» GIVEN REQUEST
Return precisely the span of lines from the top of the material below to the line containing "string; label: string;", both included. Pictures are excluded.

>> begin DATA EXCERPT

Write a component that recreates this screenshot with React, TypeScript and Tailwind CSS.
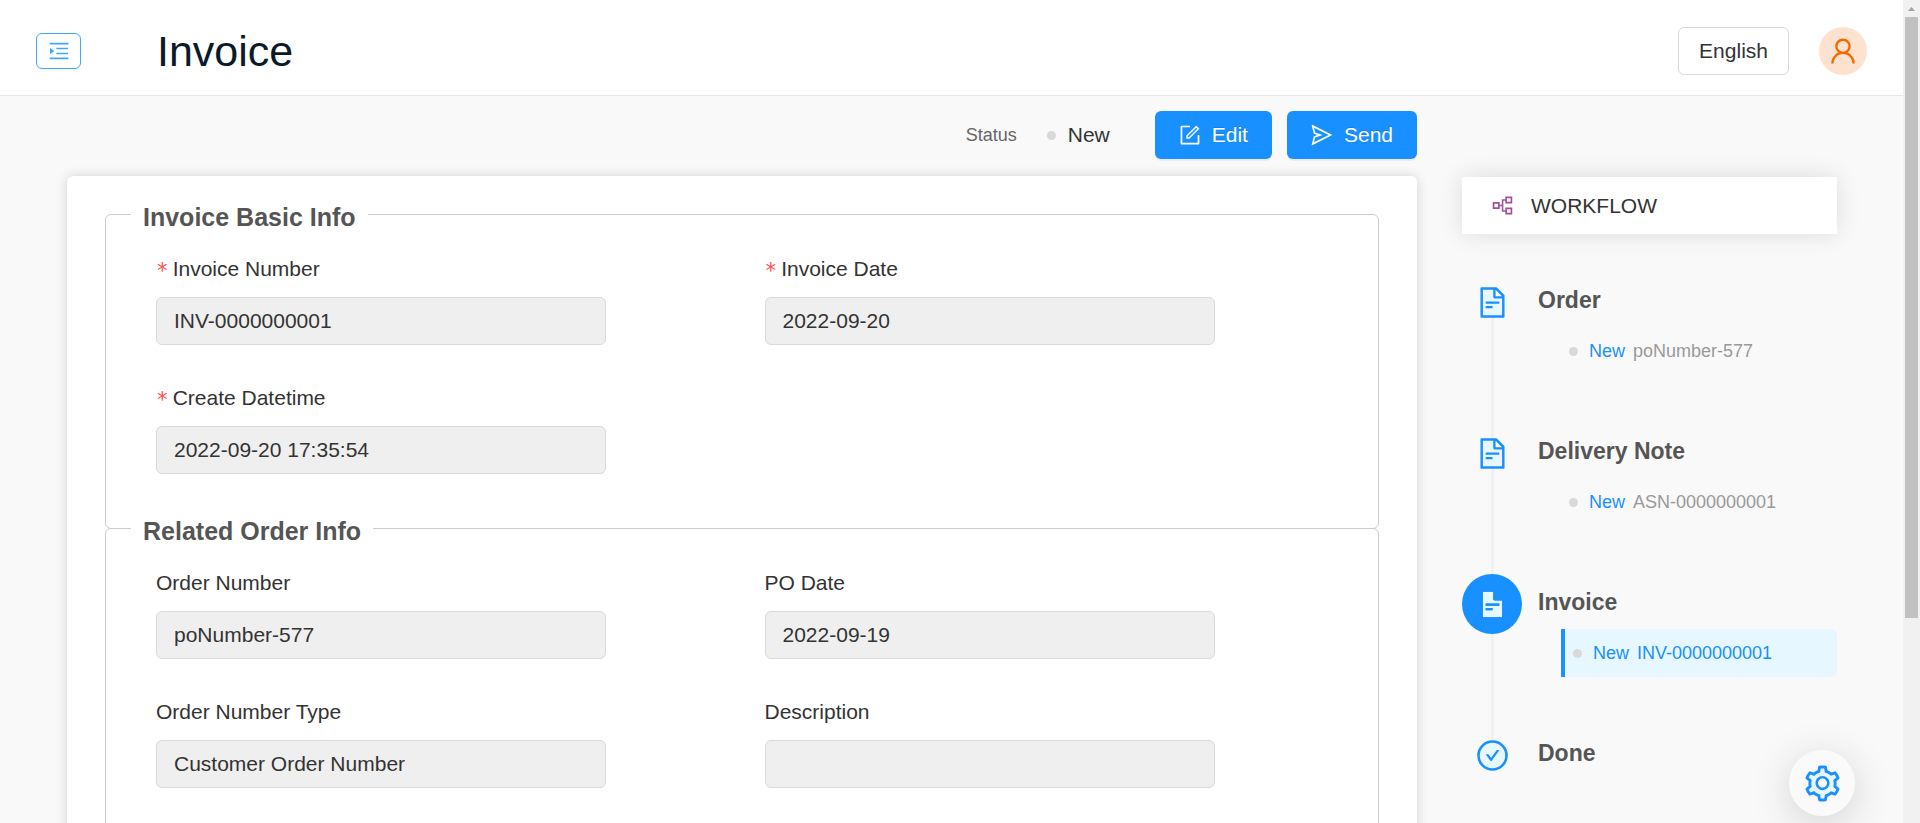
import type { ReactNode } from "react";
import {
  AiOutlineForm,
  AiOutlineMenuUnfold,
  AiOutlinePartition,
  AiOutlineSend,
  AiOutlineUser,
  AiTwotoneFileText,
  AiTwotoneSetting,
} from "react-icons/ai";

type Field = { id: string; label: string; value: string; required?: boolean };

type Step = {
  title: string;
  status?: string;
  number?: string;
  active?: boolean;
  done?: boolean;
};

const basicFields: Field[] = [
  { id: "invoiceNumber", label: "Invoice Number", value: "INV-0000000001", required: true },
  { id: "invoiceDate", label: "Invoice Date", value: "2022-09-20", required: true },
  { id: "createDatetime", label: "Create Datetime", value: "2022-09-20 17:35:54", required: true },
];

const orderFields: Field[] = [
  { id: "orderNumber", label: "Order Number", value: "poNumber-577" },
  { id: "poDate", label: "PO Date", value: "2022-09-19" },
  { id: "orderNumberType", label: "Order Number Type", value: "Customer Order Number" },
  { id: "description", label: "Description", value: "" },
];

const steps: Step[] = [
  { title: "Order", status: "New", number: "poNumber-577" },
  { title: "Delivery Note", status: "New", number: "ASN-0000000001" },
  { title: "Invoice", status: "New", number: "INV-0000000001", active: true },
  { title: "Done", done: true },
];

function Dot() {
  return <span className="size-[9px] shrink-0 rounded-full bg-[#d9d9d9]" />;
}

function CheckCircle() {
  return (
    <svg width="35" height="35" viewBox="0 0 1024 1024">
      <circle cx="512" cy="512" r="410" fill="#e6f7ff" stroke="#1890ff" strokeWidth="76" />
      <path
        fill="#1890ff"
        d="M699 353h-46.9c-10.2 0-19.9 4.9-25.9 13.3L469 584.3l-71.2-98.8c-6-8.3-15.6-13.3-25.9-13.3H325c-6.5 0-10.3 7.4-6.5 12.7l124.6 172.8a31.8 31.8 0 0 0 51.7 0l210.6-292c3.9-5.3.1-12.7-6.4-12.7z"
      />
    </svg>
  );
}

function PrimaryButton({ icon, children }: { icon: ReactNode; children: ReactNode }) {
  return (
    <button
      type="button"
      className="flex h-12 items-center gap-2.5 rounded-md bg-[#1890ff] pr-6 pl-[23px] text-white shadow-[0_2px_0_rgba(0,0,0,0.05)] [text-shadow:0_-1px_0_rgba(0,0,0,0.12)]">
      {icon}
      {children}
    </button>
  );
}

function Header() {
  return (
    <header className="flex items-center border-b border-[#e8e8e8] bg-white px-9 pt-[27px] pb-5">
      <button
        type="button"
        aria-label="Toggle menu"
        className="flex h-9 w-[45px] items-center justify-center rounded-md border border-[#40a9ff] text-[#40a9ff] shadow-[0_2px_0_rgba(0,0,0,0.02)]">
        <AiOutlineMenuUnfold size={24} />
      </button>
      <h1 className="ml-[76px] text-[43px] leading-[48px] text-[#0a1a2b]">Invoice</h1>
      <div className="ml-auto flex items-center gap-[30px]">
        <button
          type="button"
          className="h-12 rounded-md border border-[#d9d9d9] bg-white px-5 text-[#333]">
          English
        </button>
        <button
          type="button"
          aria-label="Account"
          className="flex size-12 items-center justify-center rounded-full bg-[#fde3cf] text-[#f56a00]">
          <AiOutlineUser size={32} />
        </button>
      </div>
    </header>
  );
}

function FormField({ id, label, value, required }: Field) {
  return (
    <div className="mb-[37px]">
      <label htmlFor={id} className="mb-3 flex h-8 items-center gap-1">
        {required && (
          <span className="pt-1 font-['DejaVu_Sans_Mono',monospace] leading-6 text-[#ff4d4f]">
            *
          </span>
        )}
        {label}
      </label>
      <input
        id={id}
        type="text"
        readOnly
        defaultValue={value}
        className="h-12 w-[74%] rounded-md border border-[#d9d9d9] bg-[#efefef] px-[17px]"
      />
    </div>
  );
}

function Section({ title, fields }: { title: string; fields: Field[] }) {
  return (
    <fieldset className="-mt-5 rounded-md border border-[#ccc]">
      <legend className="ml-[25px] bg-white px-3 pt-1.5 text-[25px] leading-[33px] font-bold text-[#555]">
        {title}
      </legend>
      <div className="grid grid-cols-2 pt-[19px] pr-[5px] pb-[17px] pl-[50px]">
        {fields.map((field) => (
          <FormField key={field.id} {...field} />
        ))}
      </div>
    </fieldset>
  );
}

function StepIcon({ active, done }: { active?: boolean; done?: boolean }) {
  return (
    <span
      className={
        active
          ? "relative flex size-[60px] shrink-0 items-center justify-center rounded-full bg-[#1890ff]"
          : "relative flex size-[60px] shrink-0 items-center justify-center"
      }>
      {done ? (
        <CheckCircle />
      ) : (
        <AiTwotoneFileText size={35} className="text-[#1890ff] [&>path[fill]]:fill-[#e6f7ff]" />
      )}
    </span>
  );
}

function WorkflowStep({ title, status, number, active, done }: Step) {
  return (
    <li className="relative flex h-[151px] gap-4">
      {/* connector to the next step, runs behind the icons */}
      {!done && <span className="absolute top-[30px] left-[29px] h-full w-[3px] bg-[#f0f0f0]" />}
      <StepIcon active={active} done={done} />
      <div className="flex-1">
        <h3 className="-mb-0.5 text-[23px] leading-[57px] font-bold text-[#555]">{title}</h3>
        {number && (
          <a
            href="#"
            className={
              active
                ? "ml-[23px] flex h-12 items-center rounded-r-md border-l-4 border-[#1890ff] bg-[#e6f7ff] pl-2 text-[18px] text-[#1890ff]"
                : "ml-[23px] flex h-12 items-center pl-2 text-[18px] text-[#999]"
            }>
            <Dot />
            <span className="ml-[11px] text-[#1890ff]">{status}</span>
            <span className="ml-2">{number}</span>
          </a>
        )}
      </div>
    </li>
  );
}

function Workflow() {
  return (
    <aside className="mt-[81px] w-[375px] shrink-0">
      <h2 className="flex h-[57px] items-center gap-4 bg-white pl-7 shadow-[0_0_24px_rgba(0,0,0,0.12)]">
        <AiOutlinePartition size={25} className="text-[#a0509a]" />
        WORKFLOW
      </h2>
      <ol className="mt-[38px]">
        {steps.map((step) => (
          <WorkflowStep key={step.title} {...step} />
        ))}
      </ol>
    </aside>
  );
}

function Scrollbar() {
  return (
    <div className="flex w-[17px] shrink-0 flex-col items-center bg-[#f1f1f1]">
      <div className="flex h-[17px] items-center">
        <svg width="7" height="4" viewBox="0 0 7 4" className="fill-[#a3a3a3]">
          <path d="M3.5 0 7 4H0z" />
        </svg>
      </div>
      <div className="h-[73%] w-[13px] bg-[#c1c1c1]" />
    </div>
  );
}

export default function App() {
  return (
    <div className="flex h-screen overflow-hidden bg-[#f9f9f9] font-['Liberation_Sans',Arial,sans-serif] text-[21px] text-[#333]">
      <div className="min-w-0 flex-1">
        <Header />
        <div className="flex gap-[45px] pr-[66px] pl-[67px]">
          <main className="min-w-0 flex-1">
            <div className="flex items-center justify-end pt-[15px] pb-[17px]">
              <span className="mr-[30px] text-[18px] text-[#666]">Status</span>
              <Dot />
              <span className="mr-[45px] ml-3">New</span>
              <div className="flex gap-[15px]">
                <PrimaryButton icon={<AiOutlineForm size={24} />}>Edit</PrimaryButton>
                <PrimaryButton icon={<AiOutlineSend size={24} />}>Send</PrimaryButton>
              </div>
            </div>
            <form className="rounded-md bg-white px-[38px] pt-[39px] pb-[38px] shadow-[0_0_12px_rgba(0,0,0,0.16)]">
              <Section title="Invoice Basic Info" fields={basicFields} />
              <Section title="Related Order Info" fields={orderFields} />
            </form>
          </main>
          <Workflow />
        </div>
      </div>
      <Scrollbar />
      <button
        type="button"
        aria-label="Settings"
        className="fixed right-[65px] bottom-[7px] flex size-[66px] items-center justify-center rounded-full bg-[#fafafa] shadow-[0_8px_40px_rgba(0,0,0,0.16)]">
        <AiTwotoneSetting size={41} className="text-[#1890ff] [&>path[fill]]:fill-[#e6f7ff]" />
      </button>
    </div>
  );
}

>> end DATA EXCERPT

» COMPLETED TASK
Write a component that recreates this screenshot with React, TypeScript and Tailwind CSS.
import type { ReactNode } from "react";
import {
  AiOutlineForm,
  AiOutlineMenuUnfold,
  AiOutlinePartition,
  AiOutlineSend,
  AiOutlineUser,
  AiTwotoneFileText,
  AiTwotoneSetting,
} from "react-icons/ai";

type Field = { id: string; label: string; value: string; required?: boolean };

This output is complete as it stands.